A Prim, short for primitive, is the most basic building block in USD. If something exists in your 3D scene, it is a Prim. Geometry, cameras, lights, materials, transforms, even empty groups. All of them are Prims.

Think of a Prim like a noun in a sentence.
A chair is a Prim.
A camera is a Prim.
A light is a Prim.
Even a folder that holds other objects is still a Prim.

This is why the Scene Graph looks like a hierarchy. It is not showing files or nodes. It is showing relationships between Prims.

For example, a simple scene might look like this:

/room
/room/table
/room/table/chair

Each line is a Prim. The chair belongs to the table. The table belongs to the room. Move the room Prim, and everything inside it moves too.

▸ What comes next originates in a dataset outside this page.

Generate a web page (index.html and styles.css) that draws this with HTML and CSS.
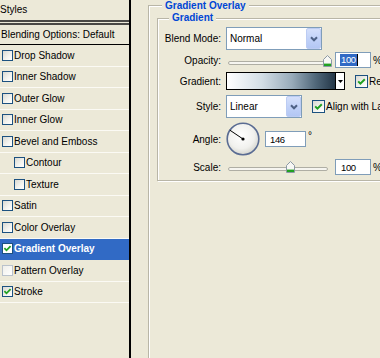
FILE: index.html
```html
<!DOCTYPE html>
<html>
<head>
<meta charset="utf-8">
<title>Layer Style - Gradient Overlay</title>
<link rel="stylesheet" href="styles.css">
</head>
<body>
<div class="window">
  <aside class="styles-panel">
    <div class="panel-title">Styles</div>
    <div class="panel-blend">Blending Options: Default</div>
    <ul class="style-list">
      <li class="item"><span class="cb"></span>Drop Shadow</li>
      <li class="item"><span class="cb"></span>Inner Shadow</li>
      <li class="item"><span class="cb"></span>Outer Glow</li>
      <li class="item"><span class="cb"></span>Inner Glow</li>
      <li class="item"><span class="cb"></span>Bevel and Emboss</li>
      <li class="item sub"><span class="cb"></span>Contour</li>
      <li class="item sub"><span class="cb"></span>Texture</li>
      <li class="item"><span class="cb"></span>Satin</li>
      <li class="item"><span class="cb"></span>Color Overlay</li>
      <li class="item selected"><span class="cb on"><svg width="9" height="9" viewBox="0 0 9 9"><path d="M1.4 4.2L3.5 6.3L7.6 2.2" fill="none" stroke="#21A121" stroke-width="1.8"/></svg></span>Gradient Overlay</li>
      <li class="item"><span class="cb faint"></span>Pattern Overlay</li>
      <li class="item"><span class="cb"><svg width="9" height="9" viewBox="0 0 9 9"><path d="M1.4 4.2L3.5 6.3L7.6 2.2" fill="none" stroke="#21A121" stroke-width="1.8"/></svg></span>Stroke</li>
    </ul>
  </aside>
  <main class="options">
    <fieldset class="group outer">
      <legend class="legend outer-legend">Gradient Overlay</legend>
      <fieldset class="group inner">
        <legend class="legend inner-legend">Gradient</legend>

        <div class="row r-blend">
          <span class="lbl">Blend Mode:</span>
          <div class="select w-blend">
            <span class="select-text">Normal</span>
            <span class="select-btn"><svg width="8" height="6" viewBox="0 0 8 6"><path d="M1 1.2L4 4.3L7 1.2" fill="none" stroke="#4D6185" stroke-width="2"/></svg></span>
          </div>
        </div>

        <div class="row r-opacity">
          <span class="lbl">Opacity:</span>
          <div class="slider">
            <span class="track"></span>
            <svg class="thumb thumb-opacity" width="9" height="12" viewBox="0 0 9 12"><path d="M0.5 11.5V4.5L4.5 0.5L8.5 4.5V11.5Z" fill="#F7F7F4" stroke="#8C99A5"/><rect x="1" y="8.6" width="7" height="2.4" fill="#21A121"/></svg>
          </div>
          <span class="field w-num"><span class="sel">100</span></span>
          <span class="unit">%</span>
        </div>

        <div class="row r-gradient">
          <span class="lbl">Gradient:</span>
          <div class="grad-picker">
            <span class="grad-swatch"></span>
            <span class="grad-arrow"><svg width="5" height="3" viewBox="0 0 5 3"><path d="M0 0H5L2.5 3Z" fill="#000"/></svg></span>
          </div>
          <span class="cb big"><svg width="11" height="11" viewBox="0 0 11 11"><path d="M2.2 5.4L4.4 7.6L8.8 3.2" fill="none" stroke="#21A121" stroke-width="2"/></svg></span>
          <span class="cb-text">Reverse</span>
        </div>

        <div class="row r-style">
          <span class="lbl">Style:</span>
          <div class="select w-style">
            <span class="select-text">Linear</span>
            <span class="select-btn"><svg width="8" height="6" viewBox="0 0 8 6"><path d="M1 1.2L4 4.3L7 1.2" fill="none" stroke="#4D6185" stroke-width="2"/></svg></span>
          </div>
          <span class="cb big"><svg width="11" height="11" viewBox="0 0 11 11"><path d="M2.2 5.4L4.4 7.6L8.8 3.2" fill="none" stroke="#21A121" stroke-width="2"/></svg></span>
          <span class="cb-text">Align with Layer</span>
        </div>

        <div class="row r-angle">
          <span class="lbl">Angle:</span>
          <svg class="dial" width="34" height="34" viewBox="0 0 34 34">
            <defs>
              <radialGradient id="dialfill" cx="45%" cy="40%" r="62%">
                <stop offset="0" stop-color="#FFFFFF"/>
                <stop offset="0.65" stop-color="#F1F1EE"/>
                <stop offset="1" stop-color="#D3D3CC"/>
              </radialGradient>
            </defs>
            <circle cx="17" cy="17" r="15.8" fill="url(#dialfill)" stroke="#5A6C93" stroke-width="1.6"/>
            <line x1="17" y1="17" x2="3.9" y2="8.2" stroke="#000" stroke-width="1"/>
            <circle cx="17" cy="17" r="1.6" fill="#000"/>
          </svg>
          <span class="field w-angle">146</span>
          <span class="unit deg">°</span>
        </div>

        <div class="row r-scale">
          <span class="lbl">Scale:</span>
          <div class="slider">
            <span class="track"></span>
            <svg class="thumb thumb-scale" width="9" height="12" viewBox="0 0 9 12"><path d="M0.5 11.5V4.5L4.5 0.5L8.5 4.5V11.5Z" fill="#F7F7F4" stroke="#8C99A5"/><rect x="1" y="8.6" width="7" height="2.4" fill="#21A121"/></svg>
          </div>
          <span class="field w-num">100</span>
          <span class="unit">%</span>
        </div>
      </fieldset>
    </fieldset>
  </main>
</div>
</body>
</html>
```

FILE: styles.css
```css
html, body {
  margin: 0;
  padding: 0;
}

body {
  width: 380px;
  height: 358px;
  overflow: hidden;
  background: #ECE9D8;
  color: #000;
  font-family: "Liberation Sans", Arial, sans-serif;
  font-size: 10px;
}

.window {
  display: flex;
  width: 380px;
  height: 358px;
  overflow: hidden;
}

/* ---------- left style list ---------- */
.styles-panel {
  flex: none;
  width: 129px;
  border-right: 2px solid #000;
  background: #ECE9D8;
  white-space: nowrap;
  overflow: hidden;
}

.panel-title {
  height: 20px;
  line-height: 19px;
  padding-left: 0;
  border-bottom: 5px double #4A4946;
}

.panel-blend {
  height: 19px;
  line-height: 19px;
  padding-left: 1px;
  border-bottom: 1px solid #000;
}

.style-list {
  list-style: none;
  margin: 0;
  padding: 0;
}

.item {
  display: flex;
  align-items: center;
  height: 21.5px;
  box-sizing: border-box;
  padding-left: 2px;
  border-bottom: 1px solid #FBFAF4;
}

.item.sub {
  padding-left: 14px;
}

.item.selected {
  background: #316AC5;
  color: #fff;
  font-weight: bold;
  border-bottom-color: #316AC5;
}

.cb {
  flex: none;
  display: inline-flex;
  align-items: center;
  justify-content: center;
  width: 11px;
  height: 11px;
  box-sizing: border-box;
  margin-right: 1px;
  border: 1px solid #1C5180;
  background: linear-gradient(135deg, #D9D9D2 0%, #F4F4F0 60%, #FFFFFF 100%);
}

.cb.on {
  background: #fff;
}

.cb.faint {
  border-color: #B9C2CC;
  background: linear-gradient(135deg, #EFEFEA, #FFFFFF);
}

.cb.big {
  width: 13px;
  height: 13px;
  margin-left: 10px;
  margin-right: 1px;
}

.cb-text {
  white-space: nowrap;
}

/* ---------- right option area ---------- */
.options {
  flex: 1;
  min-width: 0;
  padding-left: 17px;
  overflow: hidden;
}

.group {
  margin: 0;
  min-width: 0;
  border: 1px solid #B9B6A7;
  box-shadow: inset 1px 1px 0 #FFFFFF, 1px 1px 0 #FFFFFF;
}

.outer {
  width: 320px;
  height: 420px;
  padding: 0 0 0 8px;
}

.inner {
  width: 300px;
  padding: 2px 0 5px 0;
}

.legend {
  background: #ECE9D8;
  color: #0046D5;
  font-weight: bold;
  padding: 0 3px;
}

.outer-legend {
  margin-left: 5px;
  line-height: 11px;
}

.inner-legend {
  margin-left: 11px;
  line-height: 14px;
}

.row {
  display: flex;
  align-items: center;
  white-space: nowrap;
}

.lbl {
  flex: none;
  width: 63px;
  margin-right: 5px;
  text-align: right;
}

.r-blend { height: 23px; }
.r-opacity { height: 18px; margin-top: 1px; }
.r-gradient { height: 18px; margin-top: 3px; }
.r-style { height: 23px; margin-top: 5px; }
.r-angle { height: 34px; margin-top: 4px; }
.r-scale { height: 16px; margin-top: 3px; }

/* dropdowns */
.select {
  flex: none;
  display: flex;
  align-items: center;
  justify-content: space-between;
  height: 23px;
  box-sizing: border-box;
  border: 1px solid #7F9DB9;
  background: #fff;
}

.w-blend { width: 96px; }
.w-style { width: 76px; }

.select-text {
  padding-left: 3px;
}

.select-btn {
  display: flex;
  align-items: center;
  justify-content: center;
  width: 15px;
  height: 21px;
  box-sizing: border-box;
  border: 1px solid #BCCCF3;
  border-radius: 2px;
  background: linear-gradient(#D5E0FB, #C0D1F8 55%, #B3C7F4);
}

/* sliders */
.slider {
  position: relative;
  flex: none;
  width: 106px;
  height: 12px;
}

.r-opacity .slider {
  margin-top: 2px;
}

.track {
  position: absolute;
  left: 2px;
  right: 4px;
  top: 6px;
  height: 4px;
  box-sizing: border-box;
  border: 1px solid #AFAEA4;
  border-radius: 2px;
  background: #F6F5F0;
}

.thumb {
  position: absolute;
  top: 0;
}

.thumb-opacity { left: 97px; }
.thumb-scale { left: 60px; }

/* numeric fields */
.field {
  flex: none;
  display: flex;
  align-items: center;
  height: 16px;
  box-sizing: border-box;
  border: 1px solid #7F9DB9;
  background: #fff;
  padding-left: 5px;
  font-size: 9.5px;
  letter-spacing: -0.4px;
}

.w-num {
  width: 36px;
  margin-left: 3px;
}

.w-angle {
  width: 41px;
  margin-left: 5px;
  padding-left: 4px;
}

.sel {
  background: #316AC5;
  color: #fff;
  line-height: 12px;
  padding: 0 1px;
  margin-left: -1px;
  border-right: 1px solid #000;
}

.unit {
  margin-left: 2px;
}

.unit.deg {
  align-self: flex-start;
  margin-top: 8px;
}

/* gradient picker */
.grad-picker {
  flex: none;
  display: flex;
  width: 119px;
  height: 18px;
  box-sizing: border-box;
  border: 1px solid #000;
  background: #fff;
}

.grad-swatch {
  flex: 1;
  border-right: 1px solid #000;
  background: linear-gradient(to right, #FFFFFF 0%, #D3DEE6 32%, #98ABBA 60%, #51687A 82%, #243748 100%);
}

.grad-arrow {
  display: flex;
  align-items: center;
  justify-content: center;
  width: 8px;
}

/* angle dial */
.dial {
  flex: none;
  display: block;
}
```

Prims also carry information called attributes. These include visibility, transforms, materials, subdivision settings, and more. When you change a value in Nuke, you are not editing geometry directly. You are authoring an opinion on a Prim.

This is why USD feels different from classic 3D workflows. Instead of baking changes into objects, you are layering instructions onto Prims. That makes everything non destructive and collaborative.

So when learning USD, do not think in terms of nodes or meshes first. Think in terms of Prims. Once that clicks, the Scene Graph stops being scary and starts making sense.

Everything is a Prim.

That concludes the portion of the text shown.